Return the listing below verbatim. Pictures do not belong in the copy.

┌──

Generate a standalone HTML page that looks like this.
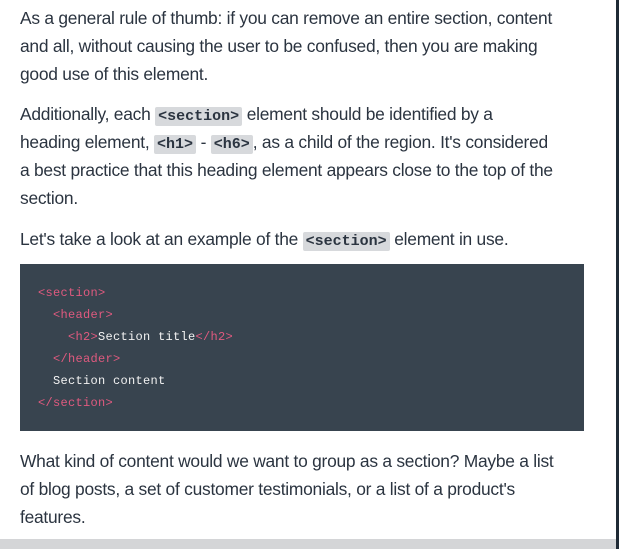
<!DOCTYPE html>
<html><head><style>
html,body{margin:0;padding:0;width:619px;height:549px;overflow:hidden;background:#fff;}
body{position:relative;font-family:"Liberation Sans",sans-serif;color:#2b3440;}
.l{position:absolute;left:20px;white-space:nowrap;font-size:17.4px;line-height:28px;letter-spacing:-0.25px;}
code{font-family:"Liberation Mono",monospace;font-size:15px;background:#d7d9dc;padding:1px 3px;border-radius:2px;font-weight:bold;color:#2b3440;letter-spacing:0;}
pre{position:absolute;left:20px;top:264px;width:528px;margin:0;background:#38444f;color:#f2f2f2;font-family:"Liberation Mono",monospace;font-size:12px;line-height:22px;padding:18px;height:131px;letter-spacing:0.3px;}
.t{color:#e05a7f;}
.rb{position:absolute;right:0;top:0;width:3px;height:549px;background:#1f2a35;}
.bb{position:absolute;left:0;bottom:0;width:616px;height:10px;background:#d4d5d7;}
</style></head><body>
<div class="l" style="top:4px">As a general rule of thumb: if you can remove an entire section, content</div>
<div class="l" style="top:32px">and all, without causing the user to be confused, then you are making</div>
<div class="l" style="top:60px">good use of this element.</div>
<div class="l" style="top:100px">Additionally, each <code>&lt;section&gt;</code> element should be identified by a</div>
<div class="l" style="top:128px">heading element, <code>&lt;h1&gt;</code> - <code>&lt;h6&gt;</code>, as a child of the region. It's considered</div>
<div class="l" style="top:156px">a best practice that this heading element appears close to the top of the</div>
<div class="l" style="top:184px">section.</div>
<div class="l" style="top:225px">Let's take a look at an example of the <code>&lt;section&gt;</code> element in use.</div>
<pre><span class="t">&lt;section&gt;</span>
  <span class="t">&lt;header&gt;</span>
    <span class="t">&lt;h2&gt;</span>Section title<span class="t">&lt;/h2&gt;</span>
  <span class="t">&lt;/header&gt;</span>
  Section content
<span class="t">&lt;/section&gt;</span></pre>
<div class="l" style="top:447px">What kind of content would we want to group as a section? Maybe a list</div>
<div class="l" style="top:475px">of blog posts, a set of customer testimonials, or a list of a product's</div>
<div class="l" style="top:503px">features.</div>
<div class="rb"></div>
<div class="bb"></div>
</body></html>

└──

Expected answer =
Generate a standalone HTML page that looks like this.
<!DOCTYPE html>
<html><head><style>
html,body{margin:0;padding:0;width:619px;height:549px;overflow:hidden;background:#fff;}
body{position:relative;font-family:"Liberation Sans",sans-serif;color:#2b3440;}
.l{position:absolute;left:20px;white-space:nowrap;font-size:17.4px;line-height:28px;letter-spacing:-0.25px;}
code{font-family:"Liberation Mono",monospace;font-size:15px;background:#d7d9dc;padding:1px 3px;border-radius:2px;font-weight:bold;color:#2b3440;letter-spacing:0;}
pre{position:absolute;left:20px;top:264px;width:528px;margin:0;background:#38444f;color:#f2f2f2;font-family:"Liberation Mono",monospace;font-size:12px;line-height:22px;padding:18px;height:131px;letter-spacing:0.3px;}
.t{color:#e05a7f;}
.rb{position:absolute;right:0;top:0;width:3px;height:549px;background:#1f2a35;}
.bb{position:absolute;left:0;bottom:0;width:616px;height:10px;background:#d4d5d7;}
</style></head><body>
<div class="l" style="top:4px">As a general rule of thumb: if you can remove an entire section, content</div>
<div class="l" style="top:32px">and all, without causing the user to be confused, then you are making</div>
<div class="l" style="top:60px">good use of this element.</div>
<div class="l" style="top:100px">Additionally, each <code>&lt;section&gt;</code> element should be identified by a</div>
<div class="l" style="top:128px">heading element, <code>&lt;h1&gt;</code> - <code>&lt;h6&gt;</code>, as a child of the region. It's considered</div>
<div class="l" style="top:156px">a best practice that this heading element appears close to the top of the</div>
<div class="l" style="top:184px">section.</div>
<div class="l" style="top:225px">Let's take a look at an example of the <code>&lt;section&gt;</code> element in use.</div>
<pre><span class="t">&lt;section&gt;</span>
  <span class="t">&lt;header&gt;</span>
    <span class="t">&lt;h2&gt;</span>Section title<span class="t">&lt;/h2&gt;</span>
  <span class="t">&lt;/header&gt;</span>
  Section content
<span class="t">&lt;/section&gt;</span></pre>
<div class="l" style="top:447px">What kind of content would we want to group as a section? Maybe a list</div>
<div class="l" style="top:475px">of blog posts, a set of customer testimonials, or a list of a product's</div>
<div class="l" style="top:503px">features.</div>
<div class="rb"></div>
<div class="bb"></div>
</body></html>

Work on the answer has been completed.